**Exercise instructions:**
Of the lines in the data below, count the ones holding the string "components", and answer with that number only.

**Information supplied:**
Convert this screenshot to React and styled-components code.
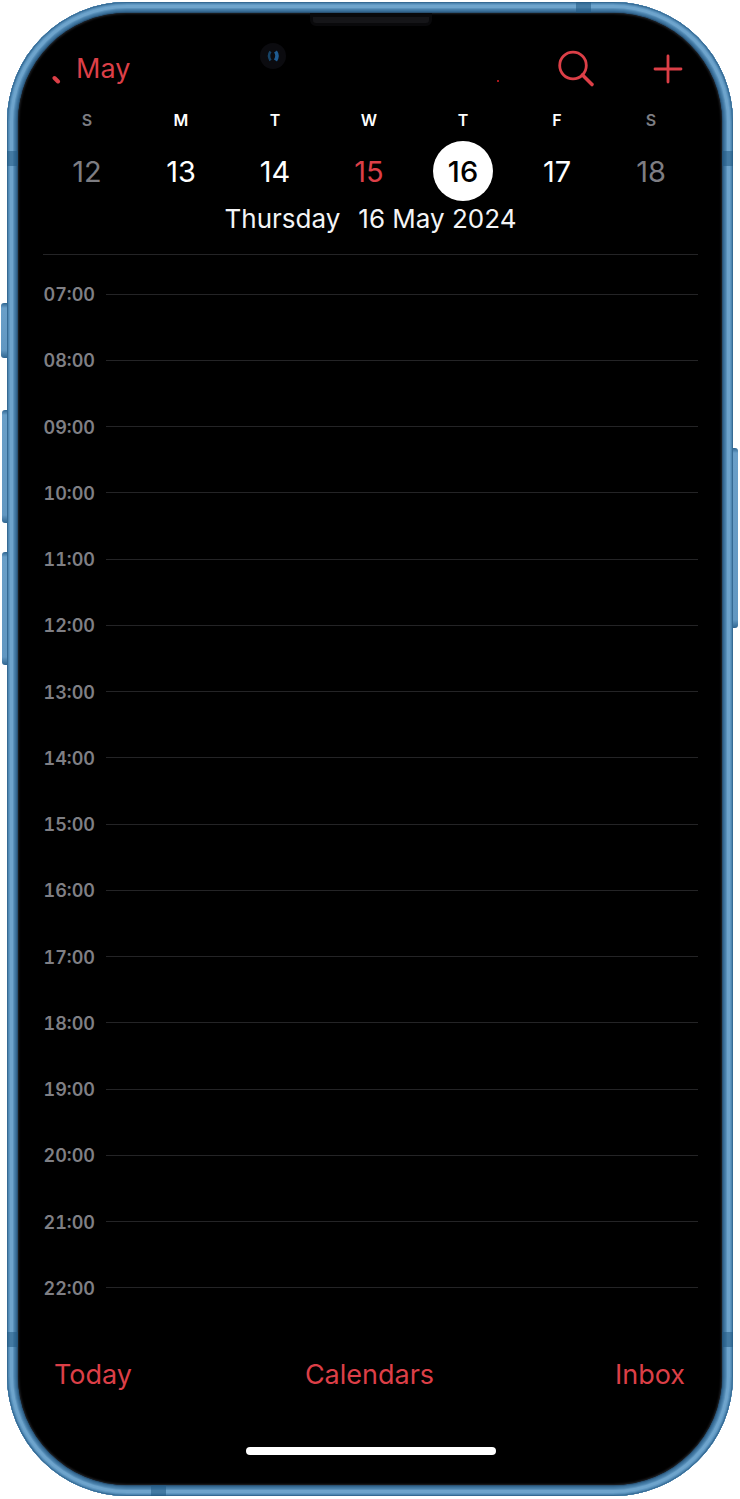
import React from "react";
import styled, { createGlobalStyle } from "styled-components";

const GlobalStyle = createGlobalStyle`
  *, *::before, *::after { box-sizing: border-box; }
  body {
    margin: 0;
    background: #fff;
    font-family: Inter, "Liberation Sans", sans-serif;
  }
  button { font: inherit; color: inherit; background: none; border: 0; padding: 0; cursor: pointer; }
`;

const red = "#dc3f47";

const Stage = styled.div`
  padding: 2px 7px 3px;
  overflow: hidden;
`;

const Phone = styled.div`
  position: relative;
  padding: 11px;
  border-radius: 120px;
  background: #2a5273;
  box-shadow:
    inset 0 0 0 1px #356a94,
    inset 0 0 0 2px #4f87b1,
    inset 0 0 0 3px #5f97c2,
    inset 0 0 0 6px #6ea4cc,
    inset 0 0 0 7px #5a91bb,
    inset 0 0 0 8px #4a80aa,
    inset 0 0 0 9px #3f759f,
    inset 0 0 0 10px #346790;
`;

const SideButton = styled.span`
  position: absolute;
  top: ${(p) => p.$top}px;
  ${(p) => p.$side}: -${(p) => p.$depth}px;
  width: ${(p) => p.$depth}px;
  height: ${(p) => p.$length}px;
  background: linear-gradient(#2f6590, #6a9fc8 5px, #6197c1 calc(100% - 8px), #2f6590);
  border-radius: ${(p) => (p.$side === "left" ? "3px 0 0 3px" : "0 3px 3px 0")};
`;

const Band = styled.span`
  position: absolute;
  background: rgba(32, 88, 130, 0.55);
  ${(p) => (p.$edge === "left" || p.$edge === "right" ? "width: 11px; height: 15px;" : "width: 15px; height: 11px;")}
  ${(p) => p.$edge}: 0;
  ${(p) => p.$from}: ${(p) => p.$at}px;
`;

const Screen = styled.main`
  position: relative;
  display: flex;
  flex-direction: column;
  padding: 33px 24px 30px 25px;
  border-radius: 109px;
  background: #000;
  box-shadow: inset 0 0 2px 1px #202226;
`;

const Speaker = styled.span`
  position: absolute;
  top: 0;
  left: 50%;
  width: 122px;
  height: 13px;
  margin-left: -60px;
  border: 3px solid #09090b;
  border-top-width: 4px;
  border-radius: 0 0 6px 6px;
  background: #151518;
`;

const Camera = styled.svg`
  position: absolute;
  top: 30px;
  left: 50%;
  margin-left: -111px;
`;

const Glint = styled.span`
  position: absolute;
  top: 67px;
  left: 50%;
  width: 2px;
  height: 2px;
  margin-left: 127px;
  background: #a5161b;
`;

const Header = styled.header`
  display: flex;
  align-items: center;
  height: 46px;
  padding: 0 15px 0 9px;
  color: ${red};
`;

const BackButton = styled.button`
  display: flex;
  align-items: center;
  gap: 14px;
  margin-right: auto;
  && { font-size: 27px; line-height: 34px; }
`;

const IconButton = styled.button`
  display: flex;
  & + & { margin-left: 58px; }
`;

const Week = styled.div`
  display: grid;
  grid-template-columns: repeat(7, 1fr);
  margin: 19px 0 0 -3px;
`;

const Day = styled.div`
  display: flex;
  flex-direction: column;
  align-items: center;
  gap: 12px;
  color: ${(p) => (p.$weekend ? "#7d7d82" : "#fff")};
`;

const Weekday = styled.span`
  font-size: 16px;
  font-weight: 600;
  line-height: 18px;
`;

const DateButton = styled.button`
  width: 60px;
  height: 60px;
  border-radius: 50%;
  && {
    font-size: 29px;
    font-weight: ${(p) => (p.$selected ? 500 : 400)};
    color: ${(p) => (p.$selected ? "#000" : p.$today ? red : "inherit")};
    background: ${(p) => (p.$selected ? "#fff" : "none")};
  }
`;

const DateTitle = styled.h1`
  display: flex;
  justify-content: center;
  gap: 18px;
  margin: 0 0 17px;
  font-size: 26px;
  font-weight: 400;
  line-height: 36px;
  color: #f4f4f6;
`;

const Divider = styled.div`
  height: 1px;
  background: #242426;
`;

const Timeline = styled.ol`
  display: grid;
  grid-auto-rows: 1fr;
  min-height: 1060px;
  margin: 6px 0 0;
  padding: 0;
  list-style: none;
`;

const Hour = styled.li`
  display: flex;
  align-items: center;
  gap: 11px;
  &::after {
    content: "";
    flex: 1;
    height: 1px;
    background: #242426;
  }
`;

const HourLabel = styled.time`
  display: flex;
  justify-content: flex-end;
  width: 52px;
  padding-top: 2px;
  font-size: 18px;
  font-weight: 600;
  font-variant-numeric: tabular-nums;
  line-height: 24px;
  color: #7f7f84;
`;

const Toolbar = styled.footer`
  display: grid;
  grid-template-columns: 1fr auto 1fr;
  align-items: center;
  height: 48px;
  margin-top: 30px;
  padding: 0 13px 0 11px;
  color: ${red};
`;

const ToolButton = styled.button`
  justify-self: ${(p) => p.$align};
  && { font-size: 27px; line-height: 34px; }
`;

const HomeBar = styled.div`
  width: 250px;
  height: 8px;
  margin: 48px auto 0;
  border-radius: 4px;
  background: #fff;
`;

const week = [
  ["S", 12], ["M", 13], ["T", 14], ["W", 15], ["T", 16], ["F", 17], ["S", 18],
];
const hours = Array.from({ length: 16 }, (_, i) => `${String(i + 7).padStart(2, "0")}:00`);

export default function App() {
  return (
    <Stage>
      <GlobalStyle />
      <Phone>
        <SideButton $side="left" $top={301} $length={55} $depth={6} />
        <SideButton $side="left" $top={408} $length={113} $depth={5} />
        <SideButton $side="left" $top={550} $length={113} $depth={5} />
        <SideButton $side="right" $top={446} $length={180} $depth={5} />
        <Band $edge="left" $from="top" $at={149} />
        <Band $edge="right" $from="top" $at={149} />
        <Band $edge="left" $from="bottom" $at={149} />
        <Band $edge="right" $from="bottom" $at={149} />
        <Band $edge="top" $from="right" $at={142} />
        <Band $edge="bottom" $from="left" $at={144} />
        <Screen>
          <Speaker />
          <Camera width="28" height="28" viewBox="0 0 28 28" aria-hidden="true">
            <circle cx="14" cy="13" r="13" fill="#0b0b0f" />
            <path d="M11.500 8.500q-3 4 0 9" fill="none" stroke="#174467" strokeWidth="2.500" />
            <path d="M16.500 8.500q3 4 0 9" fill="none" stroke="#1f5c92" strokeWidth="3.500" />
          </Camera>
          <Glint />
          <Header>
            <BackButton>
              <svg width="10" height="32" viewBox="0 0 10 32" aria-hidden="true">
                <path d="M2.500 25l3.500 3.500" stroke={red} strokeWidth="4" strokeLinecap="round" />
              </svg>
              May
            </BackButton>
            <IconButton aria-label="Search">
              <svg width="38" height="38" viewBox="0 0 38 38" fill="none" stroke={red} aria-hidden="true">
                <circle cx="16" cy="15.500" r="13.300" strokeWidth="2.800" />
                <path d="M25.500 25l9.500 9.500" strokeWidth="3.600" strokeLinecap="round" />
              </svg>
            </IconButton>
            <IconButton aria-label="Add event">
              <svg width="30" height="30" viewBox="0 0 30 30" fill="none" stroke={red} aria-hidden="true">
                <path d="M15 2v26M2 15h26" strokeWidth="2.800" strokeLinecap="round" />
              </svg>
            </IconButton>
          </Header>
          <Week>
            {week.map(([letter, date]) => (
              <Day key={date} $weekend={letter === "S"}>
                <Weekday>{letter}</Weekday>
                <DateButton $today={date === 15} $selected={date === 16}>{date}</DateButton>
              </Day>
            ))}
          </Week>
          <DateTitle>
            <span>Thursday</span>
            <span>16 May 2024</span>
          </DateTitle>
          <Divider />
          <Timeline>
            {hours.map((hour) => (
              <Hour key={hour}>
                <HourLabel>{hour}</HourLabel>
              </Hour>
            ))}
          </Timeline>
          <Toolbar>
            <ToolButton $align="start">Today</ToolButton>
            <ToolButton $align="center">Calendars</ToolButton>
            <ToolButton $align="end">Inbox</ToolButton>
          </Toolbar>
          <HomeBar />
        </Screen>
      </Phone>
    </Stage>
  );
}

**The reply:**
2